1、./experiments/scripts/faster_rcnn_end2end.sh
从README.md中得知,训练此网络需要调用 faster_rcnn_end2end.sh,如下:
cd $FRCN_ROOT
./experiments/scripts/faster_rcnn_end2end.sh $DEVICE $DEVICE_ID VGG16 pascal_voc
faster_rcnn_end2end.sh
接受参数为DEVICE、DEVICE_ID、VGG16、pascal_voc (这里VGG16作用就是创建了一个log文件以VGG16命名)
根据pascal_voc确定了
TRAIN_IMDB=”voc_2007_trainval”
ITERS=70000
其他参数使用默认值,将这些参数传递了给了./tools/test_net.py:
–device gpu
–device_id 0
–weights data/pretrain_model/VGG_imagenet.npy
–imdb “voc_2007_trainval”
–iters 70000
–cfg experiments/cfgs/faster_rcnn_end2end.yml
–network VGGnet_train
2、./tools/train_net.py
(1)对上面传进来的7个参数使用parse_args()进行解析。
(2)之后调用 cfg_from_file(args.cfg_file) 函数生成字典cfg ,主要是加载一些配置参数。
(3)之后调用 imdb = get_imdb(args.imdb_name),读取image database的基本信息
……(今天只介绍数据怎么加载进来的)
3、./lib/datasets/factory.py
get_imdb()函数在 ./datasets/factory.py 文件中,按照各个数据集的year、name分为好几个数据集,这些数据集都会放在 _sets = {} 字典中, _sets = {} 的初始化是在各种for循环中完成的,不过由于传入的
args.imdb_name = “voc_2007_trainval” ,所以我们只需要关注其中一个循环
'''Set up voc__ using selective search "fast" mode'''
for year in ['2007']:
for split in ['train', 'val', 'trainval', 'test']:
name = 'voc_{}_{}'.format(year, split)
print name
__sets[name] = (lambda split=split, year=year:
datasets.pascal_voc(split, year))
4、./lib/datasets/pascal_voc.py
class pascal_voc(imdb):
def __init__(self, image_set, year, devkit_path=None):
imdb.__init__(self, 'voc_' + year + '_' + image_set)
self._year = year
self._image_set = image_set
self._devkit_path = self._get_default_path() if devkit_path is None \
else devkit_path
self._data_path = os.path.join(self._devkit_path, 'VOC' + self._year)

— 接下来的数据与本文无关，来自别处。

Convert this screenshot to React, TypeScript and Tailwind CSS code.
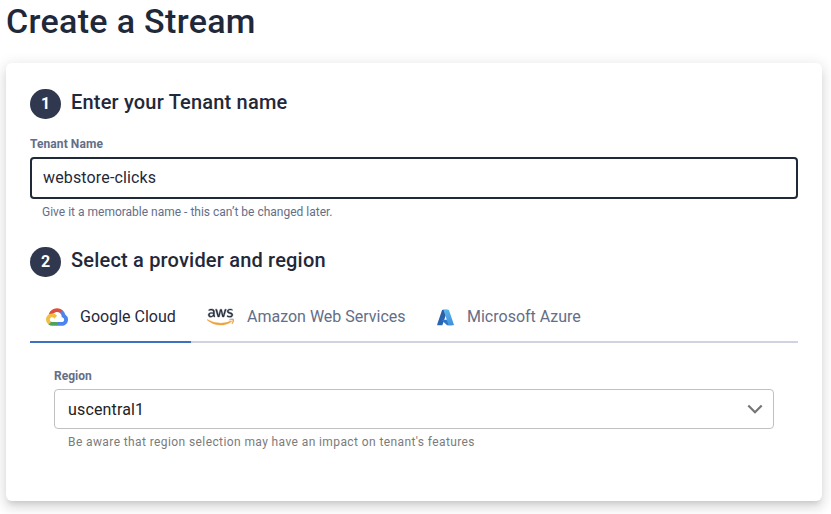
import type { ReactNode } from "react";
import { FaAws } from "react-icons/fa";

function GoogleCloudLogo() {
  return (
    <svg viewBox="0 0 256 206" className="h-[18px] w-[22px] shrink-0" aria-hidden="true">
      <path fill="#dc4f3d" d="M170.252 56.819l22.253-22.253 1.483-9.37C153.437-11.677 88.976-7.496 52.42 33.92 42.267 45.423 34.734 59.764 30.717 74.573l7.97-1.123 44.505-7.34 3.436-3.513c19.797-21.742 53.27-24.667 76.128-6.168l7.496.39z" />
      <path fill="#4c84ee" d="M224.205 73.918a100.249 100.249 0 0 0-30.217-48.722l-31.232 31.232a55.515 55.515 0 0 1 20.379 44.037v5.544c15.35 0 27.797 12.445 27.797 27.796 0 15.352-12.446 27.485-27.797 27.485h-55.671l-5.466 5.934v33.34l5.466 5.231h55.67c39.93.311 72.553-31.494 72.864-71.424a72.303 72.303 0 0 0-31.793-60.453" />
      <path fill="#4da35a" d="M71.87 205.796h55.593V161.29H71.87a27.275 27.275 0 0 1-11.4-2.498l-7.887 2.42-22.409 22.253-1.952 7.574a72.26 72.26 0 0 0 43.648 14.757" />
      <path fill="#f2be42" d="M71.87 61.425C31.94 61.664-.237 94.228.001 134.158a72.301 72.301 0 0 0 28.222 56.88l32.248-32.246c-13.99-6.322-20.208-22.786-13.887-36.776 6.32-13.99 22.786-20.208 36.775-13.888a27.796 27.796 0 0 1 13.887 13.888l32.248-32.248A72.224 72.224 0 0 0 71.87 61.425" />
    </svg>
  );
}

function AwsLogo() {
  return (
    <>
      <svg className="absolute size-0" aria-hidden="true">
        <linearGradient id="aws-fill" x1="0" y1="0" x2="0" y2="1">
          <stop offset="0.64" stopColor="#252f3e" />
          <stop offset="0.64" stopColor="#f0a03c" />
        </linearGradient>
      </svg>
      <FaAws
        className="h-[22px] w-[27px] shrink-0"
        fill="url(#aws-fill)"
        stroke="url(#aws-fill)"
        strokeWidth="8"
        aria-hidden="true"
      />
    </>
  );
}

function AzureLogo() {
  return (
    <svg viewBox="3 5 90 86" className="h-[17px] w-[17px] shrink-0" aria-hidden="true">
      <defs>
        <linearGradient id="azure-left" x1="0.7" y1="0" x2="0.3" y2="1">
          <stop offset="0" stopColor="#2d5d9e" />
          <stop offset="1" stopColor="#2966b8" />
        </linearGradient>
        <linearGradient id="azure-right" x1="0.3" y1="0" x2="0.7" y2="1">
          <stop offset="0" stopColor="#5ab5ec" />
          <stop offset="1" stopColor="#3f93dc" />
        </linearGradient>
      </defs>
      <path fill="url(#azure-left)" d="M33.338 6.544h26.038l-27.03 80.087a4.152 4.152 0 0 1-3.933 2.824H8.149a4.145 4.145 0 0 1-3.928-5.47L29.404 9.368a4.152 4.152 0 0 1 3.934-2.825z" />
      <path fill="#2f76c7" d="M71.175 60.261h-41.29a1.911 1.911 0 0 0-1.305 3.309l26.532 24.764a4.171 4.171 0 0 0 2.846 1.121h23.38z" />
      <path fill="url(#azure-right)" d="M66.595 9.364a4.145 4.145 0 0 0-3.928-2.82H33.648a4.146 4.146 0 0 1 3.928 2.82l25.184 74.62a4.146 4.146 0 0 1-3.928 5.472h29.02a4.146 4.146 0 0 0 3.927-5.472z" />
    </svg>
  );
}

function StepHeading({ step, children }: { step: number; children: ReactNode }) {
  return (
    <div className="flex h-[31px] gap-2.5">
      <span className="mt-px flex h-[30px] w-[31px] shrink-0 items-center justify-center rounded-full bg-[#2f384f] pb-px text-base font-bold text-white">
        {step}
      </span>
      <h2 className="text-xl leading-7 font-medium tracking-[0.19px] whitespace-nowrap">{children}</h2>
    </div>
  );
}

export default function App() {
  return (
    <main className="h-[514px] w-[831px] overflow-hidden bg-white pl-1.5 font-['Roboto',sans-serif] text-[#1f293a]">
      <h1 className="h-[63px] text-[34px] leading-[42px] font-medium tracking-[0.32px] whitespace-nowrap">Create a Stream</h1>

      <section className="flex h-[438px] w-[816px] flex-col rounded-md bg-white px-6 pt-[25px] shadow-[0_5px_5px_-3px_rgba(40,40,60,0.12),0_8px_10px_1px_rgba(40,40,60,0.05),0_3px_14px_2px_rgba(0,0,0,0.11)]">
        <StepHeading step={1}>Enter your Tenant name</StepHeading>

        <label className="mt-[17px] text-xs leading-4 font-bold tracking-[0.08px] text-[#646e87]">Tenant Name</label>
        <div className="mt-[5px] flex h-[42px] items-center rounded border-2 border-[#1f293a] px-[11px] text-base tracking-[0.15px]">
          webstore-clicks
        </div>
        <p className="mt-[5px] pl-3 text-xs leading-4 text-[#646e87]">Give it a memorable name - this can’t be changed later.</p>

        <div className="mt-[26px]">
          <StepHeading step={2}>Select a provider and region</StepHeading>
        </div>

        <div className="mt-[14px] flex h-[52px] border-b-2 border-[#d0d2df] text-base text-[#646e87]">
          <div className="-mb-0.5 flex w-[161px] items-center gap-3 border-b-2 border-[#3b72c0] pt-0.5 pl-4 whitespace-nowrap text-[#1f293a]">
            <GoogleCloudLogo />
            Google Cloud
          </div>
          <div className="flex w-[230px] items-center gap-[13px] pt-0.5 pl-4 whitespace-nowrap">
            <AwsLogo />
            Amazon Web Services
          </div>
          <div className="flex items-center gap-[13px] pt-0.5 pl-4 whitespace-nowrap">
            <AzureLogo />
            Microsoft Azure
          </div>
        </div>

        <div className="flex flex-col px-6 pt-[25px]">
          <label className="text-xs leading-4 font-bold text-[#646e87]">Region</label>
          <div className="mt-[5px] flex h-10 items-center justify-between rounded border border-[#c0c0c0] pr-2.5 pl-[13px] text-base tracking-[0.15px] text-[#222]">
            <span className="pt-0.5">uscentral1</span>
            <svg viewBox="0 0 16 10" className="h-2.5 w-4" fill="none" stroke="#757575" strokeWidth="2.2" aria-hidden="true">
              <path d="M1.3 1.5 8 8.2l6.7-6.7" />
            </svg>
          </div>
          <p className="mt-[5px] pl-[14px] text-xs leading-4 tracking-[0.4px] text-[#7b7b7b]">
            Be aware that region selection may have an impact on tenant's features
          </p>
        </div>
      </section>
    </main>
  );
}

self._classes = ('__background__', # always index 0
'aeroplane', 'bicycle', 'bird', 'boat',
'bottle', 'bus', 'car', 'cat', 'chair',
'cow', 'diningtable', 'dog', 'horse',
'motorbike', 'person', 'pottedplant',
'sheep', 'sofa', 'train', 'tvmonitor')
self._class_to_ind = dict(zip(self.classes, xrange(self.num_classes)))
self._image_ext = '.jpg'
self._image_index = self._load_image_set_index()
# Default to roidb handler
#self._roidb_handler = self.selective_search_roidb
self._roidb_handler = self.gt_roidb
self._salt = str(uuid.uuid4())
self._comp_id = 'comp4'
# PASCAL specific config options
self.config = {'cleanup' : True,
'use_salt' : True,
'use_diff' : False,
'matlab_eval' : False,
'rpn_file' : None,
'min_size' : 2}
assert os.path.exists(self._devkit_path), \
'VOCdevkit path does not exist: {}'.format(self._devkit_path)
assert os.path.exists(self._data_path), \
'Path does not exist: {}'.format(self._data_path)
pascal_voc是一个类,他继承了imdb类,在之前的输入参数下使用”trainval”、”2007”进行初始化,其中
self._devkit_path = self._get_default_path() if devkit_path is None
else devkit_path
确定了VOC_2007数据集的路径,而以下语句写明了类别,而且给每个类别都编了一个号
self._classes = ('__background__', # always index 0
'aeroplane', 'bicycle', 'bird', 'boat',
'bottle', 'bus', 'car', 'cat', 'chair',
'cow', 'diningtable', 'dog', 'horse',
'motorbike', 'person', 'pottedplant',
'sheep', 'sofa', 'train', 'tvmonitor')
self._class_to_ind = dict(zip(self.classes, xrange(self.num_classes)))
self._image_index读取了 ./VOCdevkit2007/VOC2007/ImageSets/Main/train_val.txt中的所有照片的名字(不包含后缀名)
self._image_index = self._load_image_set_index()
之后读取每张图像的ground-truth boxes信息:
self._roidb_handler = self.gt_roidb
def gt_roidb(self):
"""
Return the database of ground-truth regions of interest.
This function loads/saves from/to a cache file to speed up future calls.
"""
cache_file = os.path.join(self.cache_path, self.name + '_gt_roidb.pkl')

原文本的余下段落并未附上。